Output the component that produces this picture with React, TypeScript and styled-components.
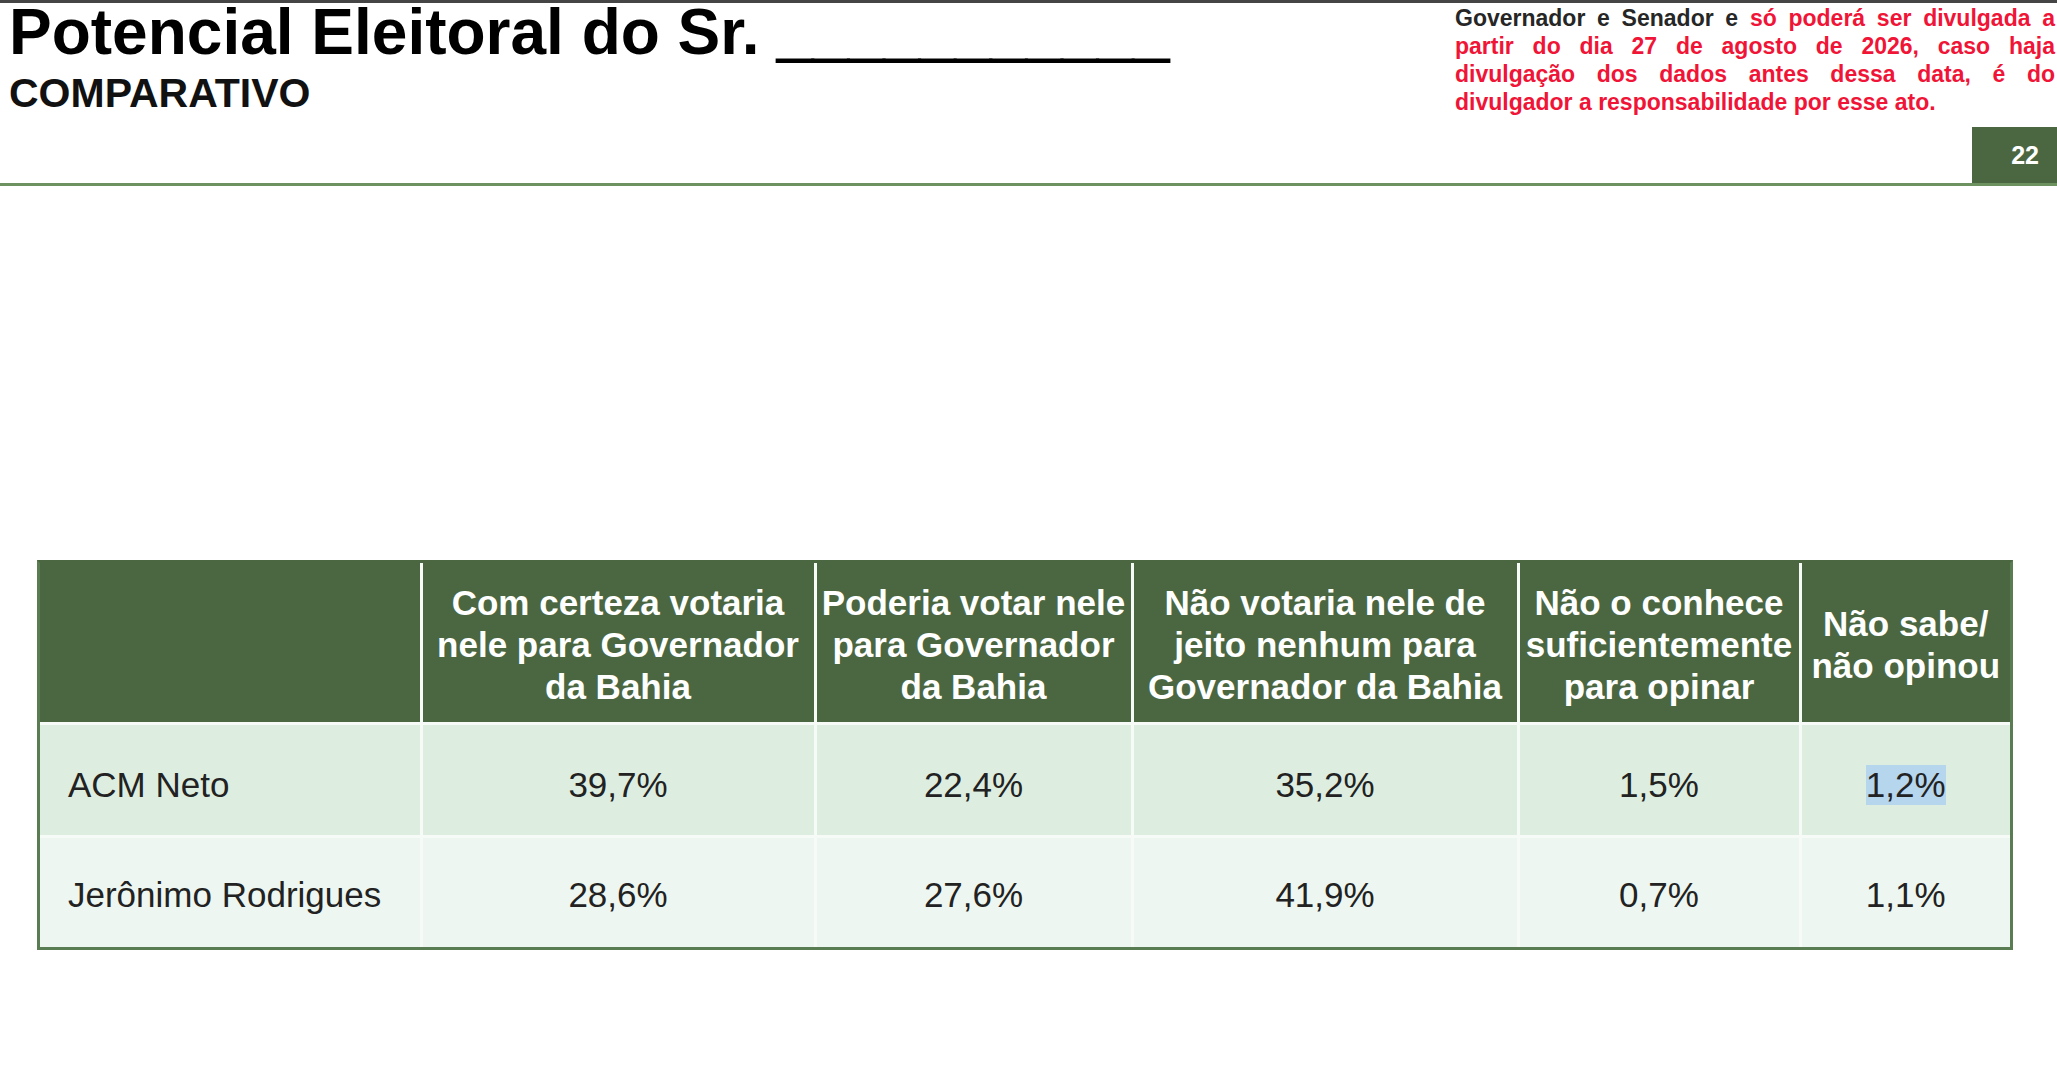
━━━━━━━━━━━━━━━━━━━━
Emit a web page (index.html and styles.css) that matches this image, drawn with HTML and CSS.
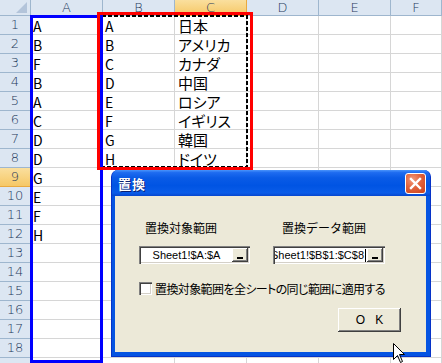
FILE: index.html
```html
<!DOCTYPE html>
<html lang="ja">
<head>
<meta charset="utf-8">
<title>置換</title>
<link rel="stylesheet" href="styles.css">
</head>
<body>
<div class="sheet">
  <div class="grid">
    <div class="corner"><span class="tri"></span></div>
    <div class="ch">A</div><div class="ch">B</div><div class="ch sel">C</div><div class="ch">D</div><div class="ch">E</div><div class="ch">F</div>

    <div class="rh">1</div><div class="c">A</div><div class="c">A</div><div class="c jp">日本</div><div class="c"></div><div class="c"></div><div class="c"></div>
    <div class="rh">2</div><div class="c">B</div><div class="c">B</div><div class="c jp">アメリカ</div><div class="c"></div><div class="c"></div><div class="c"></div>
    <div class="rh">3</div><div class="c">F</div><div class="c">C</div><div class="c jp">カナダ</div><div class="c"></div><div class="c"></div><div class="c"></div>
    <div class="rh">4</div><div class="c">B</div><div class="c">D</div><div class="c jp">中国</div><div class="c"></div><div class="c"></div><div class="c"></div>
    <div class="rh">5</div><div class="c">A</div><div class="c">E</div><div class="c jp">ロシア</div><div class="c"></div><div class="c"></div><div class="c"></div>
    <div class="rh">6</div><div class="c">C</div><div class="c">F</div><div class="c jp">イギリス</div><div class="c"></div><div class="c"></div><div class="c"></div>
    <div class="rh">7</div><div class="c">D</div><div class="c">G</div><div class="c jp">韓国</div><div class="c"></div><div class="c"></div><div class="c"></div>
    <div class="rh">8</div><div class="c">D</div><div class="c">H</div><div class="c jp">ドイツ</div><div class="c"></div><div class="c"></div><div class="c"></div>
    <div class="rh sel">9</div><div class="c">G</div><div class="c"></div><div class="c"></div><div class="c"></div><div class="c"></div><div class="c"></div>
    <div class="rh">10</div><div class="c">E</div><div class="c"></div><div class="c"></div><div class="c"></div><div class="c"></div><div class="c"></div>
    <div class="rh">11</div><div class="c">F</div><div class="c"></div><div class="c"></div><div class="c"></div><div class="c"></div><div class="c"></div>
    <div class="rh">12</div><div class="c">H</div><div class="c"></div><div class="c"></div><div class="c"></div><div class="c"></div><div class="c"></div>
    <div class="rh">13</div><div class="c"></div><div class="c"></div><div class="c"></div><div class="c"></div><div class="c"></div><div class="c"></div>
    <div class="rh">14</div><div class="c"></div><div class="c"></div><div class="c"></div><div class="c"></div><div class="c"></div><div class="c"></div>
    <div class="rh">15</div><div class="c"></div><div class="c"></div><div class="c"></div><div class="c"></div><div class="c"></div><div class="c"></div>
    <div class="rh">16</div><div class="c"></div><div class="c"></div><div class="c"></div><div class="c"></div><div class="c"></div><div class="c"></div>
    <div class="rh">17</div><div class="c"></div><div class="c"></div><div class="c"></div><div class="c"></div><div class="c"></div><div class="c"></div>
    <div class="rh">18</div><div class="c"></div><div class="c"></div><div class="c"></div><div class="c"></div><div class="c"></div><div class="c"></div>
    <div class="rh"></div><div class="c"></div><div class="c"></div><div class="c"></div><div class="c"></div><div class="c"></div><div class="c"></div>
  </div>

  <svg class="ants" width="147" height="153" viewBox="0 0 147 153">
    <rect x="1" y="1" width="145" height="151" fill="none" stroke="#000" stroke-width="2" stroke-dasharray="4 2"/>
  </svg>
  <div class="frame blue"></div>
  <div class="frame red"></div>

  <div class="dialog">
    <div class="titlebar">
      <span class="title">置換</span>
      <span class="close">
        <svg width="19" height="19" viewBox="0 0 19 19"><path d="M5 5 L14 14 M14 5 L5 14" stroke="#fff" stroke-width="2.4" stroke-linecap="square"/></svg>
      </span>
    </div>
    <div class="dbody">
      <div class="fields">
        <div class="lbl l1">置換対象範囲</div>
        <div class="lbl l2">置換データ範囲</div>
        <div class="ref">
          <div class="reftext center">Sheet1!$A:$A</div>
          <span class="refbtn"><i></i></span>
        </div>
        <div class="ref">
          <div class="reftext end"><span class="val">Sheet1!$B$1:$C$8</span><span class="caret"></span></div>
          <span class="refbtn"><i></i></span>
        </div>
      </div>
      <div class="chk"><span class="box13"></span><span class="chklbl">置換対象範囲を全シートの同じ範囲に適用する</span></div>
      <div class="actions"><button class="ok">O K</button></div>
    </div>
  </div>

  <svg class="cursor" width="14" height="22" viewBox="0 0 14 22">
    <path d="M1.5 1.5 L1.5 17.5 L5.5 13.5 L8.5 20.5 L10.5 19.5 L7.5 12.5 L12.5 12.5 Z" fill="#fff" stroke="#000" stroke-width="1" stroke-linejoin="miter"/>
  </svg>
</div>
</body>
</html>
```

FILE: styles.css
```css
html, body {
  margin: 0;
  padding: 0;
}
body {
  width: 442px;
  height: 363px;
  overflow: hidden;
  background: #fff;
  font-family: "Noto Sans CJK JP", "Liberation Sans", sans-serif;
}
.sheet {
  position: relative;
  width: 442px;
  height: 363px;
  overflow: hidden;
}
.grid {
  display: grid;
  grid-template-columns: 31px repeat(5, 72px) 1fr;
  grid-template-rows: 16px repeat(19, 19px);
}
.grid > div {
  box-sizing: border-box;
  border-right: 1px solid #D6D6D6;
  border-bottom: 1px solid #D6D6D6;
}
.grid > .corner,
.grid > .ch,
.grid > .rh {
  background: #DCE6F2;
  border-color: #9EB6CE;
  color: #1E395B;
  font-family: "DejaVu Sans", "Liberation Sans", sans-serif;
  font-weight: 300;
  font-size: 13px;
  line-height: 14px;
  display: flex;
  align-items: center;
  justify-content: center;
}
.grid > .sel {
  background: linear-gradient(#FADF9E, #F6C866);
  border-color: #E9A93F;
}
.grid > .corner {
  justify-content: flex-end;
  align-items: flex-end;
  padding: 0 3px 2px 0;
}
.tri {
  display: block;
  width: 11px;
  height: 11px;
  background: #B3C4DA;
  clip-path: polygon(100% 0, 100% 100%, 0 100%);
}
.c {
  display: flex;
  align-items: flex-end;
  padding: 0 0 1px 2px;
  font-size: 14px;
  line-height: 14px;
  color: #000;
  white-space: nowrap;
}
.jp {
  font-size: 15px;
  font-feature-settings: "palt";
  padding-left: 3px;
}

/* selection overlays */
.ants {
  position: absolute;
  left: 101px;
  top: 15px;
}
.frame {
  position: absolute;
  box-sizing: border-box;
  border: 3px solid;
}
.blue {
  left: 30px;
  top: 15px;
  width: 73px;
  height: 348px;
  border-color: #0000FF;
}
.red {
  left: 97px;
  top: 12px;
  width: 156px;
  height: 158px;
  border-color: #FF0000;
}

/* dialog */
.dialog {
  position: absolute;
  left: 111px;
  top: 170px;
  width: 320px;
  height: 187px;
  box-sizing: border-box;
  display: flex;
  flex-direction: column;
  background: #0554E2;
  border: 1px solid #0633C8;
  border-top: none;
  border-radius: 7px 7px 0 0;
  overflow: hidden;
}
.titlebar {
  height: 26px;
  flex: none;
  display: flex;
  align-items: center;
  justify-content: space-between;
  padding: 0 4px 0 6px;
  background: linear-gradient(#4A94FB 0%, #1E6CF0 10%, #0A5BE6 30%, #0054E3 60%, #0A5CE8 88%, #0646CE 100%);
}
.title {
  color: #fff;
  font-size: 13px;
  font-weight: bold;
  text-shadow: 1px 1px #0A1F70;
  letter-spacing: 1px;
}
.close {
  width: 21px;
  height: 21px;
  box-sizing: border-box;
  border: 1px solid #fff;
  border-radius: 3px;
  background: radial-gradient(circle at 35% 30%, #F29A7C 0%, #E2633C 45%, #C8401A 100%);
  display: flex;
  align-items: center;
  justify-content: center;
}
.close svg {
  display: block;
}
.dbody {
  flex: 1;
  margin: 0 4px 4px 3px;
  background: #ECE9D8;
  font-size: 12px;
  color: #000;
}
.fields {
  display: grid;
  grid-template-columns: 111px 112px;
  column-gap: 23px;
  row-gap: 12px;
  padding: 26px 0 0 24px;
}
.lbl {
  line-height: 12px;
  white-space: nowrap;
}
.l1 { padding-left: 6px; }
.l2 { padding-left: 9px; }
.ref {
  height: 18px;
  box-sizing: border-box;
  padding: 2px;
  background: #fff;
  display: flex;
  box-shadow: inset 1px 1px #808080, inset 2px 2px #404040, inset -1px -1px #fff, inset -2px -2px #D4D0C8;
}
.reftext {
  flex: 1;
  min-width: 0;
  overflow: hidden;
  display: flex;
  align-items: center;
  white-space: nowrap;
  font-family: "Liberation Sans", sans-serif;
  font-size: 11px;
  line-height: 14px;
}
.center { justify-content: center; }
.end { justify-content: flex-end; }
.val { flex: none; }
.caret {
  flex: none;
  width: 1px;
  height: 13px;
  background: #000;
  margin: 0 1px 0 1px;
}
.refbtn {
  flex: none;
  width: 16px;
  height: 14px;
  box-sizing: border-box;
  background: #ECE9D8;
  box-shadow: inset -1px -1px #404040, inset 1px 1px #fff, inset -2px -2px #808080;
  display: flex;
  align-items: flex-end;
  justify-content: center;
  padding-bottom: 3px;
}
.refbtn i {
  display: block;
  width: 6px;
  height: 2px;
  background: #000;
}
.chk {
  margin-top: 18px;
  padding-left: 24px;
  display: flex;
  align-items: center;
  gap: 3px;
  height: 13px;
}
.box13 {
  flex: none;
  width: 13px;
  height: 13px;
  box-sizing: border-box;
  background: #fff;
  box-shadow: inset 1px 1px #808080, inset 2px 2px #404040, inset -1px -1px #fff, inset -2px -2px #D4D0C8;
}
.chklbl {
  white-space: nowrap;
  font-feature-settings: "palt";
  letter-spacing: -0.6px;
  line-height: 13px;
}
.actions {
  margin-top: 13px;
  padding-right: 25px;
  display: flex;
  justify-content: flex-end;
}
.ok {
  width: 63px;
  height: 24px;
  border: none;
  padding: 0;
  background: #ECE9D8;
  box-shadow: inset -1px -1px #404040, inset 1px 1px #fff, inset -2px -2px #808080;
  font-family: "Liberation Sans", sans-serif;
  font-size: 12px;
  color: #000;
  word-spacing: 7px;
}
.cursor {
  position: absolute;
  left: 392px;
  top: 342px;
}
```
━━━━━━━━━━━━━━━━━━━━
What the exercise asks: Copy every line above in which the string "with" shows up.

The response:
Output the component that produces this picture with React, TypeScript and styled-components.
Emit a web page (index.html and styles.css) that matches this image, drawn with HTML and CSS.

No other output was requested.